2025 年回顧展:AI 堆疊今年移動

2025 年,AI 優勢從模型選擇轉向控制推論成本、延遲、可靠性和可攜性的系統在實際生產壓力下控制推論成本、延遲、可靠性和可攜性。

Executive Summary (For Builders and Founders)

2025 saw a shift in AI progress aligned with GMI Cloud's predictions.

Raw model capability continued to improve, but it stopped being the dominant source of advantage. Teams that won moved faster not because they had better models, but because they built better systems around increasingly interchangeable intelligence.

Three forces defined the year:

  • Inference economics and latency reshaped products, not just infrastructure
  • Model choice became reversible, while system design became sticky
  • Operational maturity separated durable companies from impressive demos

Builders who anticipated these shifts gained compounding leverage. Builders who didn’t paid in rewrites, cost overruns, and stalled velocity.
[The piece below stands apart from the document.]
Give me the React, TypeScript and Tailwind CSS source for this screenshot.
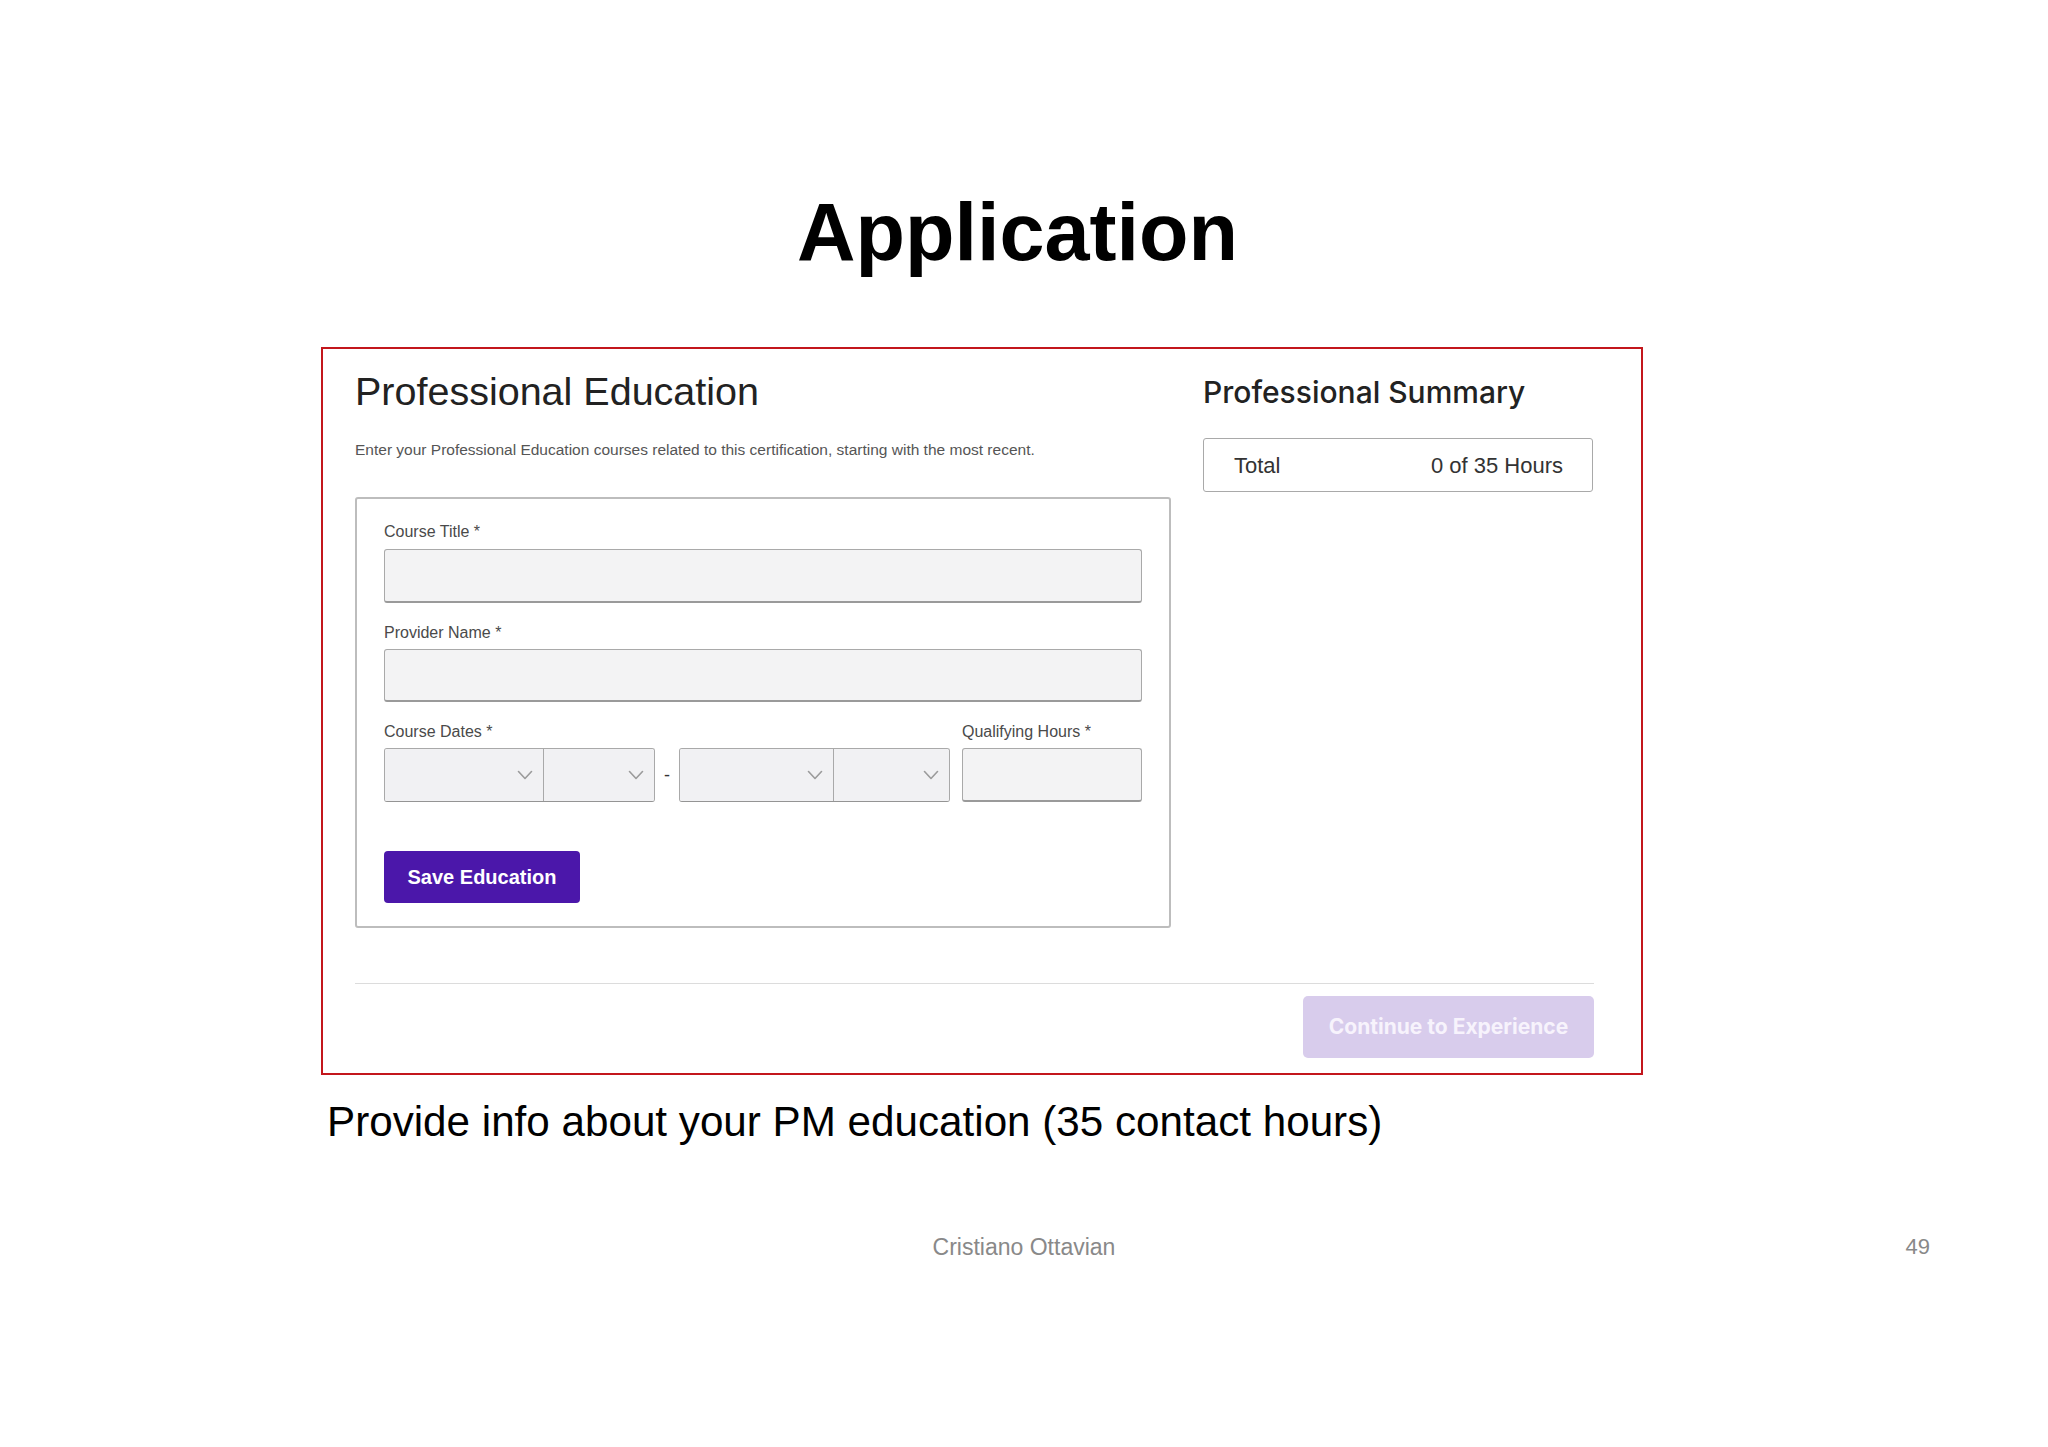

What follows breaks down where the stack actually moved and how early vs late responses created real consequences.

1. The Center of Gravity Shifted: From Models to Systems

Model quality improved again this year. But the returns diminished. What changed outcomes was not which model teams chose — it was how they composed models into systems.

Builders who moved early:

Builders who lagged:

  • Anchored roadmaps to single-model upgrades
  • Discovered too late that model swaps broke UX assumptions
  • Found differentiation eroding faster than expected

We observed that systems maturity increasingly determined velocity and reliability, resulting in winning market share and customers. Here’s something to test: If your AI product cannot survive a forced model swap in 30 days, it is not production-ready.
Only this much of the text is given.